**WHAT YOU WILL DO**
Assemble all lines in which the string "styles" appears.
* * * * * * * * *
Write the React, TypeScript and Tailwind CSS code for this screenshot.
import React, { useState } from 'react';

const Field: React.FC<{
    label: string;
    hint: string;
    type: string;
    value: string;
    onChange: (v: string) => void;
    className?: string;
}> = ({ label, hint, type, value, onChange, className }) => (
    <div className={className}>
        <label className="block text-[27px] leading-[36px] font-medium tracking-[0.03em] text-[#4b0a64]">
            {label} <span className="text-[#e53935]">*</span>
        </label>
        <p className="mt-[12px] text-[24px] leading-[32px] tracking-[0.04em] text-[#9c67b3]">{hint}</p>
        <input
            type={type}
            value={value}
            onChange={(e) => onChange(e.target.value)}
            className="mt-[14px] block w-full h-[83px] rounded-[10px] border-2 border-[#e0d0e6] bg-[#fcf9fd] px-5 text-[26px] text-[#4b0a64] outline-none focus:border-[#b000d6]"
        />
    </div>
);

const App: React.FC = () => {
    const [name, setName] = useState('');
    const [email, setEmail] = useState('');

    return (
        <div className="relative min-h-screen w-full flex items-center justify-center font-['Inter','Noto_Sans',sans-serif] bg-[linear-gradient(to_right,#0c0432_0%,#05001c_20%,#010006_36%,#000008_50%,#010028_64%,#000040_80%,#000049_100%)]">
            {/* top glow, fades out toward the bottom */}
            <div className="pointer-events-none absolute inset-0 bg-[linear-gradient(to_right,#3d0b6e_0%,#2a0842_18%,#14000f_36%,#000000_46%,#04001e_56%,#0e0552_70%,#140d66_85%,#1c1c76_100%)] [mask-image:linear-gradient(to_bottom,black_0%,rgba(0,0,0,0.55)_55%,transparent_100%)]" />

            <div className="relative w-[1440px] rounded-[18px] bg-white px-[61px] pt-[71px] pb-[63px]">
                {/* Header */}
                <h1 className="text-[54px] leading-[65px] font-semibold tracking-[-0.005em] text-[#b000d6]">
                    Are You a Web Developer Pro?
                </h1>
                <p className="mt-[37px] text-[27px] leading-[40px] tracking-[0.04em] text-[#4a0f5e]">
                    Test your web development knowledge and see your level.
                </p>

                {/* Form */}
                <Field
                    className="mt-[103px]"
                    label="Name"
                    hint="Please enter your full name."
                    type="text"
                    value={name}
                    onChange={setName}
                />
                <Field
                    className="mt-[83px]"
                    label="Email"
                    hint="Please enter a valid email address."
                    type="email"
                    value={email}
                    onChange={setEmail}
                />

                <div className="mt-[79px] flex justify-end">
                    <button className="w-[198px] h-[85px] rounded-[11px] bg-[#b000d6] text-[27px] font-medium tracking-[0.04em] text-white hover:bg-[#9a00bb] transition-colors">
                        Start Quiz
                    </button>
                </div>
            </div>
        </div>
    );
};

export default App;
* * * * * * * * *
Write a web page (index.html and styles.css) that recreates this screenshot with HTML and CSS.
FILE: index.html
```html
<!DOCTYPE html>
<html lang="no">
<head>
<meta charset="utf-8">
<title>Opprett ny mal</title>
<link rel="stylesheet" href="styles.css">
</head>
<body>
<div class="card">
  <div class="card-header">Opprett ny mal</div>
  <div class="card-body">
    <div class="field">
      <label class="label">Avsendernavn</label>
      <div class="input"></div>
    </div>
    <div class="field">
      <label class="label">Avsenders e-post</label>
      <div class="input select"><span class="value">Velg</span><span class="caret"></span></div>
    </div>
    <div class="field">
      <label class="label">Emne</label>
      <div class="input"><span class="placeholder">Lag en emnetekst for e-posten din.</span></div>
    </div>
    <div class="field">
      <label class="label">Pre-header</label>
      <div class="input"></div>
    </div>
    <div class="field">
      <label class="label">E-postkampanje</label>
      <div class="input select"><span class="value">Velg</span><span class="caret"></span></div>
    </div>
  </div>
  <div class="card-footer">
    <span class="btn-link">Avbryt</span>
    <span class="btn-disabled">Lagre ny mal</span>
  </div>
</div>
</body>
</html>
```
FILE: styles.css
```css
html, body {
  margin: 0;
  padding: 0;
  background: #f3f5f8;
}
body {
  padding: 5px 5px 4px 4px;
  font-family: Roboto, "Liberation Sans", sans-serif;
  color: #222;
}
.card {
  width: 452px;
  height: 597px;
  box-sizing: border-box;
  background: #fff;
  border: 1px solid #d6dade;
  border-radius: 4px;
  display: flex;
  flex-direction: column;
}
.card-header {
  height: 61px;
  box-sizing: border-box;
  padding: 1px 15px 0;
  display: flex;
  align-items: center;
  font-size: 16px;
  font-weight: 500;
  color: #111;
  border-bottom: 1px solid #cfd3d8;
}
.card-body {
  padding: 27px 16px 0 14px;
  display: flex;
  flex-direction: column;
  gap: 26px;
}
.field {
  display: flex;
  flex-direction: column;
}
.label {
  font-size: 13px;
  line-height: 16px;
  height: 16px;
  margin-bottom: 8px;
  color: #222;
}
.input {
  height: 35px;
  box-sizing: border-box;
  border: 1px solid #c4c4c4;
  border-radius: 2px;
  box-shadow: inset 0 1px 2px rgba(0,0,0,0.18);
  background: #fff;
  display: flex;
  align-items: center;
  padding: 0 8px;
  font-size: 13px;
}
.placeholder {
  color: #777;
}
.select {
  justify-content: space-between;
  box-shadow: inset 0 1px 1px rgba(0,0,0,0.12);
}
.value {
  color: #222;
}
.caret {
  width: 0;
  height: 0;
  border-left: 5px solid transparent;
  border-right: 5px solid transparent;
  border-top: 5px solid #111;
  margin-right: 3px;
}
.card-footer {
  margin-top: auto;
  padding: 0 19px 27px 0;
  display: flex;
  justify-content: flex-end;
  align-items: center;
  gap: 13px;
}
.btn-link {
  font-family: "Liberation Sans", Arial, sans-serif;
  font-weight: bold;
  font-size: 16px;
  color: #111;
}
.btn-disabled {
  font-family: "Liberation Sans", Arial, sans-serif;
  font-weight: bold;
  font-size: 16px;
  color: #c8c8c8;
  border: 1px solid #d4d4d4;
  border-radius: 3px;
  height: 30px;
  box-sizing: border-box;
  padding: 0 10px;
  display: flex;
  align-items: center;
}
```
* * * * * * * * *
**RESPONSE TO THE EXERCISE**
Write a web page (index.html and styles.css) that recreates this screenshot with HTML and CSS.
<link rel="stylesheet" href="styles.css">
FILE: styles.css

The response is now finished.